[Rows from a dataset of pages and code]

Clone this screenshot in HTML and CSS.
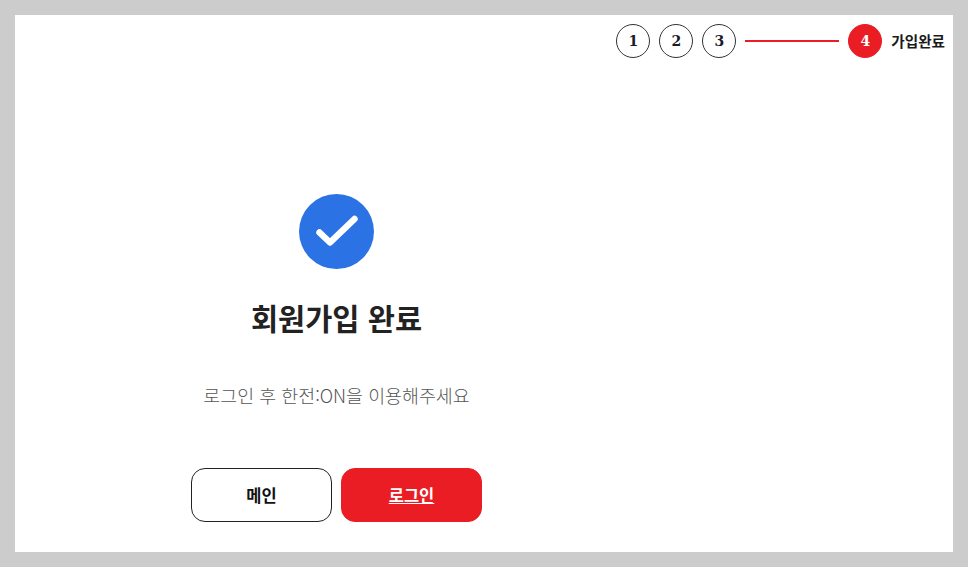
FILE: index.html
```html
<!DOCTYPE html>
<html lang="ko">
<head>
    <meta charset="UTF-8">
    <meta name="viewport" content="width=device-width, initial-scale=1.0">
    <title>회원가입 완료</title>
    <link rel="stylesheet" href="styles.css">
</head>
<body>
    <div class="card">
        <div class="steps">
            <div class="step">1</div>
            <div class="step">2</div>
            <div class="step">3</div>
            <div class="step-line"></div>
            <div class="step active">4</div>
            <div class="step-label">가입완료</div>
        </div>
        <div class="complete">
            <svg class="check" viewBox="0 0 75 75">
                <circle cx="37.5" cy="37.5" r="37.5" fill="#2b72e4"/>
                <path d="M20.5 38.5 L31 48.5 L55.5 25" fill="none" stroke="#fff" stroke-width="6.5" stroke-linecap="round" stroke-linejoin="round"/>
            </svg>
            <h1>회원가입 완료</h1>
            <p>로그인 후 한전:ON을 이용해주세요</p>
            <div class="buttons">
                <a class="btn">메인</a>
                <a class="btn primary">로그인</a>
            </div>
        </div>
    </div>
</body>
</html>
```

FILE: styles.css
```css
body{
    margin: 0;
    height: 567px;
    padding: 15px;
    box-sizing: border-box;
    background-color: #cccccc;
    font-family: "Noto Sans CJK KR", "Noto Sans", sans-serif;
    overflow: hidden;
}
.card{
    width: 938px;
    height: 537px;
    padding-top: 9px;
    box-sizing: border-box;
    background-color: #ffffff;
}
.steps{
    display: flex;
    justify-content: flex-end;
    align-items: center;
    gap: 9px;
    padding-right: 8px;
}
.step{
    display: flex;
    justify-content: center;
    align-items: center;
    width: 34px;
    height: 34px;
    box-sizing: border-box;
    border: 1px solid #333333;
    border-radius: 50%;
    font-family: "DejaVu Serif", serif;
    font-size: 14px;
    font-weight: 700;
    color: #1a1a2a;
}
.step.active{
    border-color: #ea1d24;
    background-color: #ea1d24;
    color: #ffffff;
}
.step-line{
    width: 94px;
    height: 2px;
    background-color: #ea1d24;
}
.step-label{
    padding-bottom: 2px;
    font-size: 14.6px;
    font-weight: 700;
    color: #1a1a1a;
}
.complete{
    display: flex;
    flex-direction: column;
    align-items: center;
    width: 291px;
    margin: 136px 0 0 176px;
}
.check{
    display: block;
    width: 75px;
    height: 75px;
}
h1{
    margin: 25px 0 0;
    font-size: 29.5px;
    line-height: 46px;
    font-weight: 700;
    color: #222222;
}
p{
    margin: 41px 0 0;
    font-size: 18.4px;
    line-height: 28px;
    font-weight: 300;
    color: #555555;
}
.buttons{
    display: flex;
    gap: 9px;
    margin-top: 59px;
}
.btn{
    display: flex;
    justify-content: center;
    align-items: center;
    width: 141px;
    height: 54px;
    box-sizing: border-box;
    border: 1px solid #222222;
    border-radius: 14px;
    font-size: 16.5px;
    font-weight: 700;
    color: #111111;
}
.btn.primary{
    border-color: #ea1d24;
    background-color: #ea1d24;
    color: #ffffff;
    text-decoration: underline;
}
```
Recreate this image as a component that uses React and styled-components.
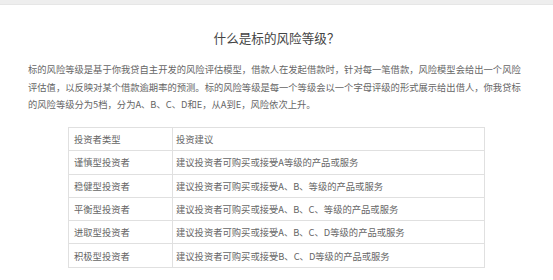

== TO DO ==
Retype the records exactly. Any image in them should not appear in what you write.

== RESPONSE ==
Clone this screenshot in HTML and CSS.
FILE: index.html
```html
<!DOCTYPE html>
<html lang="ko">
<head>
    <meta charset="UTF-8">
    <meta name="viewport" content="width=device-width, initial-scale=1.0">
    <title>회원가입 완료</title>
    <link rel="stylesheet" href="styles.css">
</head>
<body>
    <div class="card">
        <div class="steps">
            <div class="step">1</div>
            <div class="step">2</div>
            <div class="step">3</div>
            <div class="step-line"></div>
            <div class="step active">4</div>
            <div class="step-label">가입완료</div>
        </div>
        <div class="complete">
            <svg class="check" viewBox="0 0 75 75">
                <circle cx="37.5" cy="37.5" r="37.5" fill="#2b72e4"/>
                <path d="M20.5 38.5 L31 48.5 L55.5 25" fill="none" stroke="#fff" stroke-width="6.5" stroke-linecap="round" stroke-linejoin="round"/>
            </svg>
            <h1>회원가입 완료</h1>
            <p>로그인 후 한전:ON을 이용해주세요</p>
            <div class="buttons">
                <a class="btn">메인</a>
                <a class="btn primary">로그인</a>
            </div>
        </div>
    </div>
</body>
</html>
```

FILE: styles.css
```css
body{
    margin: 0;
    height: 567px;
    padding: 15px;
    box-sizing: border-box;
    background-color: #cccccc;
    font-family: "Noto Sans CJK KR", "Noto Sans", sans-serif;
    overflow: hidden;
}
.card{
    width: 938px;
    height: 537px;
    padding-top: 9px;
    box-sizing: border-box;
    background-color: #ffffff;
}
.steps{
    display: flex;
    justify-content: flex-end;
    align-items: center;
    gap: 9px;
    padding-right: 8px;
}
.step{
    display: flex;
    justify-content: center;
    align-items: center;
    width: 34px;
    height: 34px;
    box-sizing: border-box;
    border: 1px solid #333333;
    border-radius: 50%;
    font-family: "DejaVu Serif", serif;
    font-size: 14px;
    font-weight: 700;
    color: #1a1a2a;
}
.step.active{
    border-color: #ea1d24;
    background-color: #ea1d24;
    color: #ffffff;
}
.step-line{
    width: 94px;
    height: 2px;
    background-color: #ea1d24;
}
.step-label{
    padding-bottom: 2px;
    font-size: 14.6px;
    font-weight: 700;
    color: #1a1a1a;
}
.complete{
    display: flex;
    flex-direction: column;
    align-items: center;
    width: 291px;
    margin: 136px 0 0 176px;
}
.check{
    display: block;
    width: 75px;
    height: 75px;
}
h1{
    margin: 25px 0 0;
    font-size: 29.5px;
    line-height: 46px;
    font-weight: 700;
    color: #222222;
}
p{
    margin: 41px 0 0;
    font-size: 18.4px;
    line-height: 28px;
    font-weight: 300;
    color: #555555;
}
.buttons{
    display: flex;
    gap: 9px;
    margin-top: 59px;
}
.btn{
    display: flex;
    justify-content: center;
    align-items: center;
    width: 141px;
    height: 54px;
    box-sizing: border-box;
    border: 1px solid #222222;
    border-radius: 14px;
    font-size: 16.5px;
    font-weight: 700;
    color: #111111;
}
.btn.primary{
    border-color: #ea1d24;
    background-color: #ea1d24;
    color: #ffffff;
    text-decoration: underline;
}
```
Recreate this image as a component that uses React and styled-components.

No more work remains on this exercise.